Coffee is a rich mix – a brew, one might say – of many different compounds, including acids, coffee oils, and aromatic molecules. Many different factors affect which compounds are extracted at what rate, but you can think of cold coffee brewing as a designed experiment that tests just two of them: temperature and time.
The different effects of cold versus hot, and slow versus fast, break down roughly as follows.
Solubles: Coffee is technically a colloid suspension of various coffee solubles and water. These solubles come out of the coffee grounds much faster in hot water than in cold, so cold-brewed coffees need more grounds and more time – a lot more time – to get strengths comparable to their hot-brewed counterparts.

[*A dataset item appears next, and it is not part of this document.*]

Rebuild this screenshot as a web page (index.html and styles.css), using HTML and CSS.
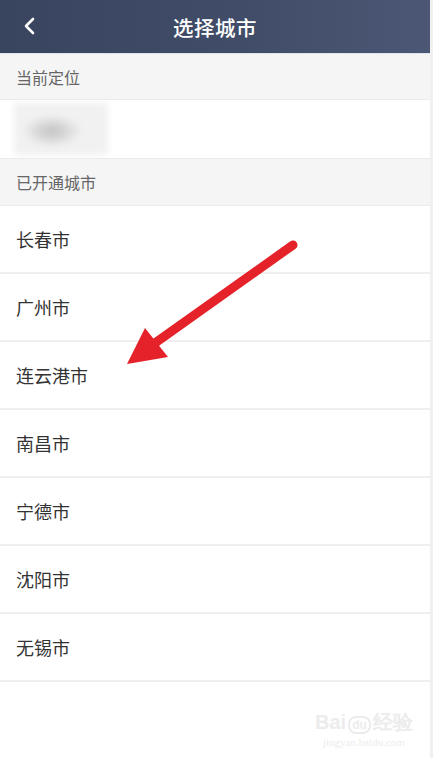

Volatile oils: Volatile oils are what give coffee its delicious smell. As the name implies, volatile oils are turn easily from liquid to gas. Lowering the temperature of the water prevents this, so cold-brew is much less perfumed than its hot counterpart. Ideally, these oils are released when a cold-brew hits a warm human – so that the perfumes you smell in regular coffee become ones you can taste, a cherished experience in cold-brew fans. Still, as anyone who’s had a stuffy nose can tell you: a coffee you can’t smell can be hard to swallow. Some people strongly dislike cold-brewed coffee, and this is probably why.
Organic acids: The acids in coffee release best when water is near boiling – between 90° and 96°C. Ideally, they give coffee a bright, complex flavour. This brightness can be a bit lacking in cold-brewed coffee, which has a milder, almost chocolatey taste. On the other hand, hot water can quickly degrade coffee’s chlorogenic acids into quinic and caffeic acids – the things responsible for that unpleasant bottom-of-the-pot sitting-around-too-long taste. Hot-brewed coffee that’s been cooled will have far more of these unpleasant acids than cold-brewed coffee. It may be at the same temperature, but it’s not the same drink at all.
Caffeine: Caffeine is the magic that makes coffee such a good solution to so many problems. It’s highly soluble, and is one of the first parts of the coffee to enter the water in the brewing process, hot or cold. It’s so soluble that either brewing process, hot or cold, packs a punch. There’s not a lot of difference between the caffeine in a cup of hot- or cold-brewed coffee.